▶ _Exercise_
Each line that holds the word "page" is to be identified and copied.

++++++++++

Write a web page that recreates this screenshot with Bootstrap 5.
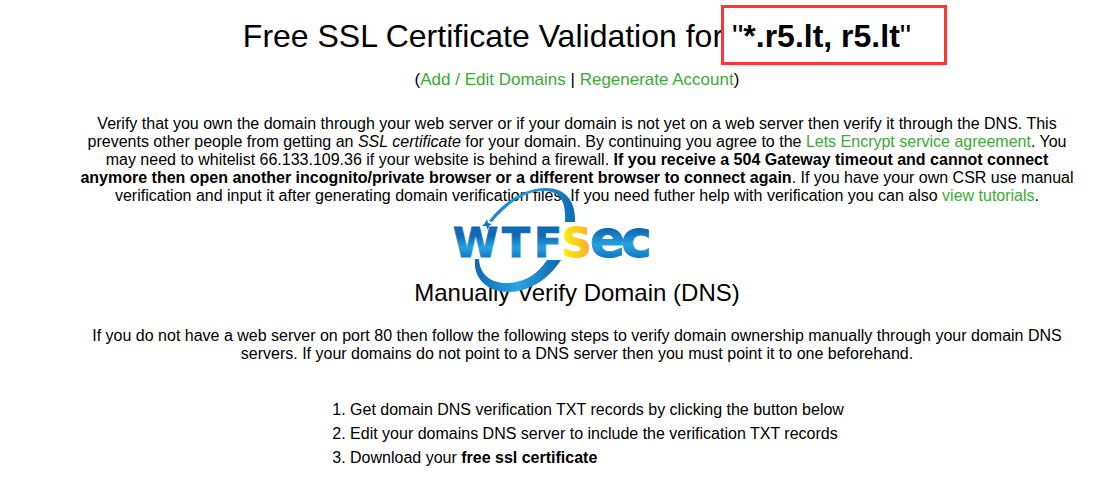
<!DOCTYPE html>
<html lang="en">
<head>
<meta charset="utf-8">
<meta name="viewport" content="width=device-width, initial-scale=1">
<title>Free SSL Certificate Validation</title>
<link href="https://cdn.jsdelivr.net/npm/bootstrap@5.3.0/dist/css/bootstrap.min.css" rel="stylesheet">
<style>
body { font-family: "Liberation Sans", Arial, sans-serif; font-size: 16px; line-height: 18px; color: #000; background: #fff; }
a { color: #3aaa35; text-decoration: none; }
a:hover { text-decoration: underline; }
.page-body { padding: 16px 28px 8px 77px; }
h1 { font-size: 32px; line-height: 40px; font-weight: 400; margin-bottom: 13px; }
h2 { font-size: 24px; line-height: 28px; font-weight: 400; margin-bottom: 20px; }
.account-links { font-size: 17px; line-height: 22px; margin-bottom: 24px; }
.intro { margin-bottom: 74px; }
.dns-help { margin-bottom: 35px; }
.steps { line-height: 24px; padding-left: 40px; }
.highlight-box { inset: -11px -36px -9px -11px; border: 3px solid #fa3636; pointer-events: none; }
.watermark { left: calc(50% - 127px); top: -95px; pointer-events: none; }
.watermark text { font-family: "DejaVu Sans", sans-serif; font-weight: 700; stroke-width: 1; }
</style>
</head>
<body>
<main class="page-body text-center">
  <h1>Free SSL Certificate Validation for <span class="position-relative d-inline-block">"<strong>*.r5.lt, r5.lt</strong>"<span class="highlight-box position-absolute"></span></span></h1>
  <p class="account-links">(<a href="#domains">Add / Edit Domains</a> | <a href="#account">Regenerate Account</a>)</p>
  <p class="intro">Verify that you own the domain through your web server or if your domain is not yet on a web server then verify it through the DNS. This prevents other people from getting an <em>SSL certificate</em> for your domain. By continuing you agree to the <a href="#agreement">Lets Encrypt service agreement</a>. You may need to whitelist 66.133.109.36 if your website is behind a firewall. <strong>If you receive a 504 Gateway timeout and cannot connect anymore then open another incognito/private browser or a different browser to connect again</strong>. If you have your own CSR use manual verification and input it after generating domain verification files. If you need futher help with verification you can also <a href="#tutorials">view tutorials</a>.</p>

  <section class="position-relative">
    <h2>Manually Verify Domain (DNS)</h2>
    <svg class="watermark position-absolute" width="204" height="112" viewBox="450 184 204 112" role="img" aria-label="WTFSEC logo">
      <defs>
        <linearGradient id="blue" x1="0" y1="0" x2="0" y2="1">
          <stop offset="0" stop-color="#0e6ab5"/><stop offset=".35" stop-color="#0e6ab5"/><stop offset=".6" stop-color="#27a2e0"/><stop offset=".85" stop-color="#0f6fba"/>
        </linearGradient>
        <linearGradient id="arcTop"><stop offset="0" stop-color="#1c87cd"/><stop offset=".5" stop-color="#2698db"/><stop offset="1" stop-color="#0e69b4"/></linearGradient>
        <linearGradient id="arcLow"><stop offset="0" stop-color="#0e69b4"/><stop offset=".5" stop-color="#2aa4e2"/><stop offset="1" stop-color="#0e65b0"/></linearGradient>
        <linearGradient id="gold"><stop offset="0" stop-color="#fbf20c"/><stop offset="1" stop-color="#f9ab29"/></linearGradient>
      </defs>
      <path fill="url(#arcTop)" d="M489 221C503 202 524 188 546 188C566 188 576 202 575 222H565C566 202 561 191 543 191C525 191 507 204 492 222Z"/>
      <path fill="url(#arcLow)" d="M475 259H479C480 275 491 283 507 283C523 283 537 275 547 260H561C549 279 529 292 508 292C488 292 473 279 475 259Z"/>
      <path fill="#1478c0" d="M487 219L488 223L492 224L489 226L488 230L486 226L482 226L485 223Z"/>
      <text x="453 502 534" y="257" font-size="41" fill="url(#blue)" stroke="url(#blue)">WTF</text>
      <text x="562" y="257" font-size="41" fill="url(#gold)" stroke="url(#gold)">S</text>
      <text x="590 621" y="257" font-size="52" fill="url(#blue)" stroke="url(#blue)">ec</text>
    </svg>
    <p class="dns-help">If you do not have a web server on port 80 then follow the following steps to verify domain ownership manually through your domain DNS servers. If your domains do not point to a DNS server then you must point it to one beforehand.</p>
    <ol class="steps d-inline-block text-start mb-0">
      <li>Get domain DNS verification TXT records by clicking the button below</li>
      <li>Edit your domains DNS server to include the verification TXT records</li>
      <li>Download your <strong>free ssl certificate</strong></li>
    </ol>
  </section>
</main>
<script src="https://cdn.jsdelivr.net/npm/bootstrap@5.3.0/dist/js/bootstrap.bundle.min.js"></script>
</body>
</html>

++++++++++

▶ _The completed task_
Write a web page that recreates this screenshot with Bootstrap 5.
.page-body { padding: 16px 28px 8px 77px; }
<main class="page-body text-center">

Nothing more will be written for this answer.